For decades, SNAP has prompted various arguments about who should be able to access benefits, and for which purposes. In 2018, for example, the Agriculture Department under the Trump administration proposed replacing a portion of SNAP recipients’ benefits with “America’s Harvest Box,” a monthly, pre-selected assortment of wholesale goods. Bosso writes that the idea was “denounced by nutritionists, hunger relief organizations, and, tellingly, food retailers as impractical, expensive, nutritionally deficient, and misguided. Critics equated the box with Great Depression-era bread lines in which the needy stood for handouts.”
Other legislative tussles have taken the form of SNAP-related work requirements (which will be tightened in 2024) and debates over what Americans should and should not be able to buy using SNAP. Over the years, lawmakers and advocacy groups have floated bans for items like sugary sodas and ultra-processed snack foods. “There’s an odd mix of nutritionists and conservatives who believe that people who are getting SNAP shouldn’t be spending it on bad food,” Bosso says.

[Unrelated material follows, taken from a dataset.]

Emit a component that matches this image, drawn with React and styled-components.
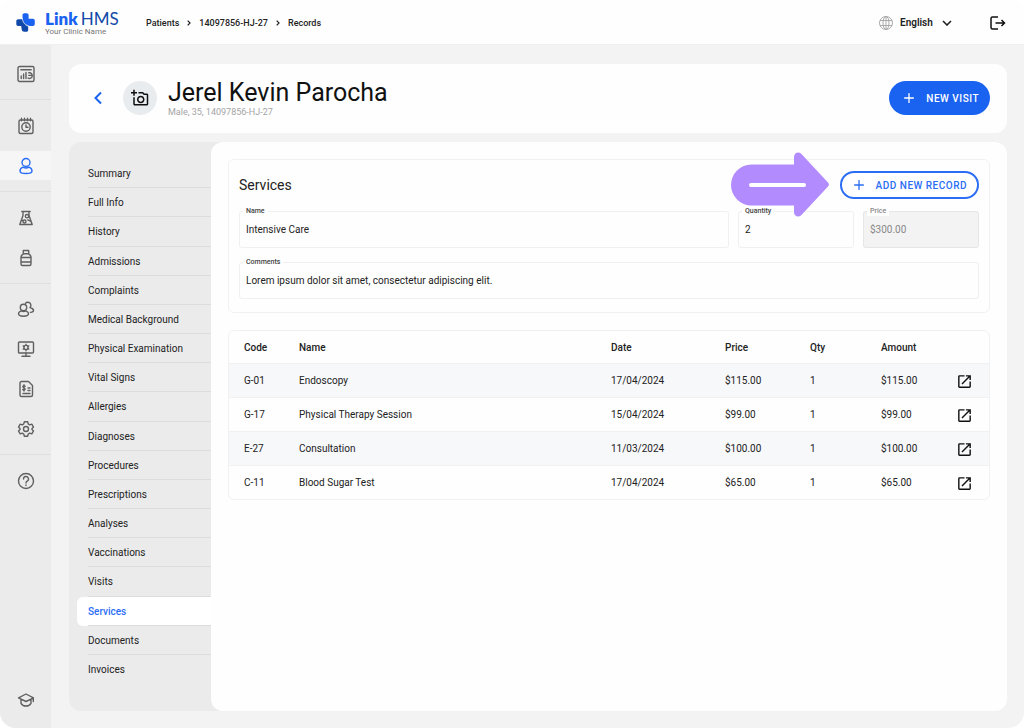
import { useState } from "react";
import styled, { createGlobalStyle } from "styled-components";
import { MdOpenInNew, MdOutlineAddAPhoto } from "react-icons/md";

const GlobalStyle = createGlobalStyle`
  * {
    box-sizing: border-box;
  }

  body {
    margin: 0;
    background: #fff;
    color: #222;
    font-family: Roboto, "Liberation Sans", sans-serif;
    font-size: 10px;
    line-height: 14px;
  }

  button, input, select {
    font-family: inherit;
  }
`;

const Page = styled.div`
  display: flex;
  flex-direction: column;
  min-height: 100vh;
  background: #f3f3f3;
  border-radius: 16px;
  overflow: hidden;
`;

// Top bar
const TopBar = styled.header`
  display: flex;
  align-items: center;
  height: 45px;
  padding: 1px 18px 0 16px;
  background: #fefefe;
  border-bottom: 1px solid #f0f0f0;
`;

const Logo = styled.a`
  display: flex;
  align-items: center;
  gap: 10px;
  width: 130px;
  color: inherit;
  text-decoration: none;
`;

const LogoText = styled.span`
  display: flex;
  flex-direction: column;
`;

const Brand = styled.span`
  display: flex;
  gap: 3px;
  color: #1149a8;
  font-family: Lato, sans-serif;
  font-size: 17px;
  line-height: 18px;

  b {
    color: #1a62f0;
    font-weight: 800;
  }
`;

const Tagline = styled.small`
  color: #777;
  font-size: 8px;
  line-height: 8px;
`;

const Breadcrumbs = styled.nav`
  display: flex;
  flex: 1;
  align-items: center;
  gap: 8px;

  a {
    color: #222;
    font-size: 9px;
    font-weight: 500;
    text-decoration: none;
  }
`;

const Language = styled.label`
  display: flex;
  align-items: center;
  gap: 7px;
  margin-right: 38px;
`;

const LanguageSelect = styled.select`
  appearance: none;
  width: 35px;
  padding: 0;
  border: none;
  background: none;
  color: #222;
  font-size: 10px;
  font-weight: 600;
`;

const IconButton = styled.button`
  display: flex;
  align-items: center;
  justify-content: center;
  padding: 0;
  border: none;
  background: none;
  color: ${(props) => props.$color || "#111"};
  cursor: pointer;
`;

// Left icon bar
const Shell = styled.div`
  display: flex;
  flex: 1;
`;

const SideBar = styled.nav`
  display: flex;
  flex-direction: column;
  flex-shrink: 0;
  width: 51px;
  padding-bottom: 12px;
  background: #ebebeb;
`;

const SideGroup = styled.div`
  margin-top: ${(props) => (props.$bottom ? "auto" : "0")};
  padding: ${(props) => props.$pad || "6px 0"};
  border-bottom: ${(props) => (props.$last ? "none" : "1px solid #dfdfdf")};
`;

const SideLink = styled.a`
  display: flex;
  align-items: center;
  justify-content: center;
  height: ${(props) => props.$height || 40}px;
  margin-top: ${(props) => (props.$active ? 5 : 0)}px;
  background: ${(props) => (props.$active ? "#f6f6f6" : "none")};
  color: ${(props) => (props.$active ? "#2b6ef5" : "#606060")};
`;

const Main = styled.main`
  display: flex;
  flex: 1;
  flex-direction: column;
  gap: 9px;
  min-width: 0;
  padding: 19px 17px 17px 18px;
`;

// Patient header
const PatientCard = styled.section`
  display: flex;
  align-items: center;
  height: 69px;
  padding: 0 17px 1px 24px;
  background: #fefefe;
  border-radius: 12px;
`;

const Avatar = styled.button`
  display: flex;
  align-items: center;
  justify-content: center;
  width: 34px;
  height: 34px;
  margin: 0 11px 0 20px;
  padding: 0;
  border: none;
  border-radius: 50%;
  background: #e9ecef;
  color: #111;
`;

const PatientInfo = styled.div`
  flex: 1;
`;

const PatientName = styled.h1`
  margin: 0;
  color: #111;
  font-size: 25px;
  font-weight: 400;
  line-height: 28px;
`;

const PatientMeta = styled.p`
  margin: 0;
  color: #a5a5a5;
  font-size: 9px;
  line-height: 10px;
`;

const Button = styled.button`
  display: flex;
  align-items: center;
  justify-content: center;
  gap: 12px;
  height: ${(props) => (props.$outlined ? 28 : 34)}px;
  padding: ${(props) => (props.$outlined ? "0 10px 0 12px" : "0 11px 0 15px")};
  border: ${(props) => (props.$outlined ? "2px solid #2b6ef5" : "none")};
  border-radius: 17px;
  background: ${(props) => (props.$outlined ? "#fff" : "#1a62f0")};
  color: ${(props) => (props.$outlined ? "#2b6ef5" : "#fff")};
  font-size: 10px;
  font-weight: 500;
  letter-spacing: 0.5px;
  cursor: pointer;
`;

// Records area
const Record = styled.div`
  display: flex;
  flex: 1;
  background: #ebebeb;
  border-radius: 12px;
`;

const Menu = styled.nav`
  display: flex;
  flex-direction: column;
  width: 142px;
  padding: 17px 0 27px 8px;
`;

const MenuItem = styled.a`
  display: flex;
  flex: 1;
  padding-left: 11px;
  background: ${(props) => (props.$active ? "#fff" : "none")};
  border-radius: 6px 0 0 6px;
  color: ${(props) => (props.$active ? "#2b6ef5" : "#222")};
  font-weight: ${(props) => (props.$active ? 500 : 400)};
  text-decoration: none;

  span {
    display: flex;
    flex: 1;
    align-items: center;
    padding-top: 2px;
    border-bottom: 1px solid #dcdcdc;
  }

  &:last-child span {
    border-color: transparent;
  }
`;

const Content = styled.div`
  display: flex;
  flex: 1;
  flex-direction: column;
  gap: 17px;
  min-width: 0;
  padding: 17px;
  background: #fefefe;
  border-radius: 12px;
`;

const FormCard = styled.form`
  position: relative;
  padding: 11px 10px 13px;
  border: 1px solid #f1f1f1;
  border-radius: 6px;
`;

const FormHeader = styled.div`
  display: flex;
  align-items: center;
  justify-content: space-between;
  margin-bottom: 7px;
`;

const Title = styled.h2`
  margin: 0;
  font-size: 14px;
  font-weight: 400;
`;

const Fields = styled.div`
  display: grid;
  grid-template-columns: 1fr 116px 116px;
  gap: 9px;
`;

const Field = styled.fieldset`
  grid-column: ${(props) => (props.$wide ? "1 / -1" : "auto")};
  min-width: 0;
  height: 42px;
  margin: 0;
  padding: 0 6px;
  border: 1px solid ${(props) => (props.disabled ? "#e6e6e6" : "#f0f0f0")};
  border-radius: 3px;
  background: ${(props) => (props.disabled ? "#f3f3f3" : "none")};

  legend {
    margin-left: -3px;
    padding: 1px 3px 0;
    background: #fefefe;
    color: ${(props) => (props.disabled ? "#888" : "#444")};
    font-size: 7px;
    font-weight: 500;
    line-height: 9px;
  }

  input {
    display: block;
    width: 100%;
    height: 26px;
    padding: 0;
    border: none;
    outline: none;
    background: none;
    color: ${(props) => (props.disabled ? "#888" : "#222")};
    font-size: 10px;
  }
`;

const Pointer = styled.svg`
  position: absolute;
  top: -8px;
  right: 160px;
`;

const TableCard = styled.div`
  overflow: hidden;
  border: 1px solid #f1f1f1;
  border-radius: 6px;
`;

const Table = styled.table`
  width: 100%;
  table-layout: fixed;
  border-collapse: collapse;
  text-align: left;

  th, td {
    height: 34px;
    padding: 2px 0 0;
  }

  th {
    height: 32px;
    font-weight: 500;
  }

  th:first-child, td:first-child {
    padding-left: 15px;
  }

  tbody tr:nth-child(odd) {
    background: #f7f8fa;
  }

  tbody tr {
    border-top: 1px solid #f1f1f1;
  }
`;

const Col = styled.col`
  width: ${(props) => props.$width}px;
`;

const menu = [
  "Summary",
  "Full Info",
  "History",
  "Admissions",
  "Complaints",
  "Medical Background",
  "Physical Examination",
  "Vital Signs",
  "Allergies",
  "Diagnoses",
  "Procedures",
  "Prescriptions",
  "Analyses",
  "Vaccinations",
  "Visits",
  "Services",
  "Documents",
  "Invoices",
];

const records = [
  { code: "G-01", name: "Endoscopy", date: "17/04/2024", price: "$115.00", qty: 1 },
  { code: "G-17", name: "Physical Therapy Session", date: "15/04/2024", price: "$99.00", qty: 1 },
  { code: "E-27", name: "Consultation", date: "11/03/2024", price: "$100.00", qty: 1 },
  { code: "C-11", name: "Blood Sugar Test", date: "17/04/2024", price: "$65.00", qty: 1 },
];

// Line icons, 18x18
const icons = {
  dashboard: (
    <>
      <rect x="1" y="1.5" width="16" height="15" rx="1.5" />
      <path d="M3.8 4.8h10.400M4.200 13.500v-2.500M6.600 13.500V9M9 13.500V7.500M11.800 7.800a2.900 2.900 0 1 1-.8 5.400M14.200 10.400h-2.400" />
    </>
  ),
  schedule: (
    <>
      <rect x="2" y="3" width="14" height="13.5" rx="1.5" />
      <path d="M4.5 1.200v2.500M7.500 1.200v2.500M10.500 1.200v2.500M13.500 1.200v2.500M9 8v2.300h2" />
      <circle cx="9" cy="10" r="4.200" />
    </>
  ),
  patient: (
    <>
      <circle cx="9" cy="5.500" r="4" />
      <path d="M6 10.200c-2 .8-3 2.200-3 3.700 0 1.800 2.500 2.600 6 2.600s6-.8 6-2.600c0-1.500-1-2.900-3-3.700-1.700 1-4.300 1-6 0z" />
    </>
  ),
  lab: (
    <>
      <path d="M4.800 2.500h8.400M6 2.500v4L2.800 15.500h12.400L12 6.500v-4M4.500 11.500h1.500M10.800 10.800l3.200 1.700" />
      <circle cx="10" cy="7.200" r="1.700" />
      <circle cx="7.500" cy="12.500" r="1.500" />
    </>
  ),
  pharmacy: (
    <path d="M6.300 1.500h5.400v3.300H6.300zM6.500 4.800C5 5.700 4 6.600 4 8v7c0 1 .5 1.500 1.500 1.500h7c1 0 1.500-.5 1.500-1.500V8c0-1.400-1-2.300-2.500-3.200M4 8.500h10M4 13h10" />
  ),
  staff: (
    <>
      <circle cx="6.500" cy="7.500" r="3.200" />
      <path d="M4.300 10.800c-1.800.6-2.800 1.700-2.800 3 0 1.700 2 2.400 5 2.400s5-.7 5-2.400c0-1.300-1-2.400-2.800-3-1.200.7-3.200.7-4.400 0zM8.500 3.200A3.100 3.100 0 1 1 13 7.500c2 .6 3.500 1.600 3.500 3 0 1-1 1.700-3 1.900" />
    </>
  ),
  monitor: (
    <>
      <rect x="1.500" y="2" width="15" height="11" rx="1" />
      <circle cx="9" cy="7.500" r="2.100" />
      <path d="M9 4.300v1M9 9.700v1M6.200 5.900l.9.500M10.900 8.600l.9.500M6.200 9.100l.9-.5M10.900 6.400l.9-.5M9 13v3M5 16.300h8" />
    </>
  ),
  invoice: (
    <>
      <path d="M4.500 1.500h7l4 4V15c0 1-.5 1.500-1.500 1.500H4.500C3.500 16.500 3 16 3 15V3c0-1 .5-1.500 1.500-1.500z" />
      <path d="M8.200 6.200C6.500 5 5 6.500 6.500 7.600l1 .6c1.500 1.200 0 2.500-1.700 1.400M7 4.800v6.200M11 8h2M11 10.500h2M6 13.500h7" />
    </>
  ),
  settings: (
    <>
      <circle cx="9" cy="9" r="2.500" />
      <path d="M7.300 1.800h3.400l.5 2.100 1.500.9 2.100-.6 1.700 2.900L15 8.600v.8l1.500 1.500-1.700 2.900-2.100-.6-1.500.9-.5 2.100H7.300l-.5-2.100-1.500-.9-2.100.6-1.700-2.900L3 9.400v-.8L1.500 7.100l1.700-2.900 2.100.6 1.500-.9z" />
    </>
  ),
  help: (
    <>
      <circle cx="9" cy="9" r="7.500" />
      <path d="M6.500 7a2.500 2.500 0 1 1 3.700 2.200c-.9.500-1.200.9-1.200 1.800M9 13v.5" />
    </>
  ),
  academy: (
    <path d="M9 3 1.500 6.800 9 10.500l7.500-3.700zM4 8.500v3.800C5 14.200 7 15 9 15s4-.8 5-2.700V8.500M16.300 7v3.500" />
  ),
};

function Icon({ name }) {
  return (
    <svg width="18" height="18" viewBox="0 0 18 18" fill="none" stroke="currentColor" strokeWidth="1.4" strokeLinecap="round" strokeLinejoin="round" aria-hidden="true">
      {icons[name]}
    </svg>
  );
}

function Plus({ size = 10 }) {
  return (
    <svg width={size} height={size} viewBox="0 0 10 10" stroke="currentColor" strokeWidth="1.3" strokeLinecap="round" aria-hidden="true">
      <path d="M5 .6v8.800M.6 5h8.800" />
    </svg>
  );
}

function Chevron({ d, width, height, stroke = 1.2 }) {
  return (
    <svg width={width} height={height} viewBox={`0 0 ${width} ${height}`} fill="none" stroke="currentColor" strokeWidth={stroke} aria-hidden="true">
      <path d={d} />
    </svg>
  );
}

function LogoMark() {
  return (
    <svg width="19" height="19" viewBox="0 0 19 19" aria-hidden="true">
      <path fill="#1149a8" d="M2.200 6.200H7c1 4 3 6 5.200 6.800V17c0 1-.7 1.800-1.800 1.800H8.300c-1.500 0-2.300-.8-2.600-2.200L5.200 13H2.200C1 13 .3 12.200.3 11V8c0-1 .8-1.800 1.900-1.800z" />
      <path fill="#1a62f0" d="M8.300.2h2.400c1.100 0 1.900.8 1.900 1.900V5.800h4.200c1.200 0 2 .8 2 1.900V11c0 1.200-.8 2-2 2H14C9.800 12.400 6.500 9 6.500 4.500V2c0-1.100.8-1.800 1.800-1.800z" />
      <path fill="none" stroke="#fefefe" strokeWidth=".7" d="M6.300 5c.3 4.500 3 7.700 7.200 8.400" />
    </svg>
  );
}

function SideItem({ icon, label, ...rest }) {
  return (
    <SideLink href="#" aria-label={label} {...rest}>
      <Icon name={icon} />
    </SideLink>
  );
}

function TextField({ label, value, ...rest }) {
  return (
    <Field {...rest}>
      <legend>{label}</legend>
      <input aria-label={label} defaultValue={value} />
    </Field>
  );
}

function App() {
  const [active, setActive] = useState("Services");

  return (
    <Page>
      <GlobalStyle />
      <TopBar>
        <Logo href="#">
          <LogoMark />
          <LogoText>
            <Brand><b>Link</b>HMS</Brand>
            <Tagline>Your Clinic Name</Tagline>
          </LogoText>
        </Logo>
        <Breadcrumbs aria-label="Breadcrumb">
          <a href="#">Patients</a>
          <Chevron width={4} height={6} d="M.7.7 3 3 .7 5.300" />
          <a href="#">14097856-HJ-27</a>
          <Chevron width={4} height={6} d="M.7.7 3 3 .7 5.300" />
          <a href="#">Records</a>
        </Breadcrumbs>
        <Language>
          <svg width="14" height="14" viewBox="0 0 14 14" fill="none" stroke="#aaa" aria-hidden="true">
            <circle cx="7" cy="7" r="6.500" />
            <ellipse cx="7" cy="7" rx="3" ry="6.500" />
            <path d="M7 .5v13M1 4.500h12M1 9.500h12" />
          </svg>
          <LanguageSelect aria-label="Language">
            <option>English</option>
          </LanguageSelect>
          <Chevron width={10} height={6} d="M1 1l4 4 4-4" stroke={1.6} />
        </Language>
        <IconButton aria-label="Log out">
          <svg width="16" height="14" viewBox="0 0 16 14" fill="none" stroke="currentColor" strokeWidth="1.500" aria-hidden="true">
            <path d="M8 1H2.500c-1 0-1.500.5-1.500 1.500v9c0 1 .5 1.500 1.500 1.500H8M5.500 7H14M11.500 4l3 3-3 3" />
          </svg>
        </IconButton>
      </TopBar>

      <Shell>
        <SideBar>
          <SideGroup $pad="9px 0 5px">
            <SideItem icon="dashboard" label="Dashboard" />
          </SideGroup>
          <SideGroup $pad="6px 0 11px">
            <SideItem icon="schedule" label="Schedule" />
            <SideItem icon="patient" label="Patients" $height={29} $active />
          </SideGroup>
          <SideGroup $pad="6px 0 5px">
            <SideItem icon="lab" label="Laboratory" />
            <SideItem icon="pharmacy" label="Pharmacy" />
          </SideGroup>
          <SideGroup $pad="5px 0 5px">
            <SideItem icon="staff" label="Staff" />
            <SideItem icon="monitor" label="Equipment" />
            <SideItem icon="invoice" label="Billing" />
            <SideItem icon="settings" label="Settings" />
          </SideGroup>
          <SideGroup $last>
            <SideItem icon="help" label="Help" />
          </SideGroup>
          <SideGroup $last $bottom $pad="0">
            <SideItem icon="academy" label="Academy" $height={32} />
          </SideGroup>
        </SideBar>

        <Main>
          <PatientCard>
            <IconButton aria-label="Back" $color="#1a62f0">
              <Chevron width={10} height={14} d="M8 1.500 2.500 7 8 12.500" stroke={2} />
            </IconButton>
            <Avatar aria-label="Add photo"><MdOutlineAddAPhoto size={18} /></Avatar>
            <PatientInfo>
              <PatientName>Jerel Kevin Parocha</PatientName>
              <PatientMeta>Male, 35, 14097856-HJ-27</PatientMeta>
            </PatientInfo>
            <Button><Plus />NEW VISIT</Button>
          </PatientCard>

          <Record>
            <Menu aria-label="Patient record">
              {menu.map((item) => (
                <MenuItem key={item} href="#" $active={item === active} onClick={() => setActive(item)}>
                  <span>{item}</span>
                </MenuItem>
              ))}
            </Menu>

            <Content>
              <FormCard>
                <FormHeader>
                  <Title>Services</Title>
                  <Button type="button" $outlined><Plus />ADD NEW RECORD</Button>
                </FormHeader>
                <Fields>
                  <TextField label="Name" value="Intensive Care" />
                  <TextField label="Quantity" value="2" />
                  <TextField label="Price" value="$300.00" disabled />
                  <TextField label="Comments" value="Lorem ipsum dolor sit amet, consectetur adipiscing elit." $wide />
                </Fields>
                <Pointer width="98" height="66" viewBox="0 0 98 66" aria-hidden="true">
                  <path fill="#b28cff" d="M20.500 12.500H63V5c0-4 4-6 7-3.500l27 29c1.300 1.500 1.300 2.500 0 4l-27 29c-3 2.500-7 .5-7-3.500v-6.500H20.500a20.500 20.500 0 0 1 0-41z" />
                  <path stroke="#fff" strokeWidth="4" strokeLinecap="round" d="M20 33h53" />
                </Pointer>
              </FormCard>

              <TableCard>
                <Table>
                  <colgroup>
                    <Col $width={70} />
                    <col />
                    <Col $width={114} />
                    <Col $width={85} />
                    <Col $width={71} />
                    <Col $width={75} />
                    <Col $width={33} />
                  </colgroup>
                  <thead>
                    <tr>
                      <th>Code</th>
                      <th>Name</th>
                      <th>Date</th>
                      <th>Price</th>
                      <th>Qty</th>
                      <th>Amount</th>
                      <th />
                    </tr>
                  </thead>
                  <tbody>
                    {records.map((row) => (
                      <tr key={row.code}>
                        <td>{row.code}</td>
                        <td>{row.name}</td>
                        <td>{row.date}</td>
                        <td>{row.price}</td>
                        <td>{row.qty}</td>
                        <td>{row.price}</td>
                        <td>
                          <IconButton aria-label={`Open ${row.name}`}><MdOpenInNew size={17} /></IconButton>
                        </td>
                      </tr>
                    ))}
                  </tbody>
                </Table>
              </TableCard>
            </Content>
          </Record>
        </Main>
      </Shell>
    </Page>
  );
}

export default App;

He and other experts, however, counter that SNAP’s integration into the free market is a major strength. What’s more, in addition to furthering harmful assumptions that poor people can’t be trusted to make their own decisions, complicating the program’s rules chips away at the broad, messy coalition that has helped it survive. “As you start separating food into good/bad food the support behind the program begins to fracture. Kraft is like, whoa, I don’t produce broccoli,” Bosso says.
He still thinks there is room for improvement. Benefits can be hard to access, he says, and some states make it much harder than others.
“SNAP rules also could adjust to how most Americans actually shop and eat,” Bosso writes in “Why SNAP works.”
In most states, rules don’t allow benefits to be spent on prepared meals, despite their necessity for busy, dual-income families. “Most of us now buy more prepared hot foods — Costco’s famous $4.99 rotisserie chicken is not a ‘luxury’ food for budget and time-pressed families — and most of us spend less time to prepare and eat food at home,” he writes. “Yet SNAP’s rules … still assume that mom is in the kitchen, cooking from scratch.”
Yet on the whole, Bosso argues the program is something to celebrate. “If you took SNAP away, the entire social safety net would crumble under its own weight,” he says. “That we as a country provide this benefit that enables people to have a decent diet — the essential basis for decent life — that’s something to be thankful for.”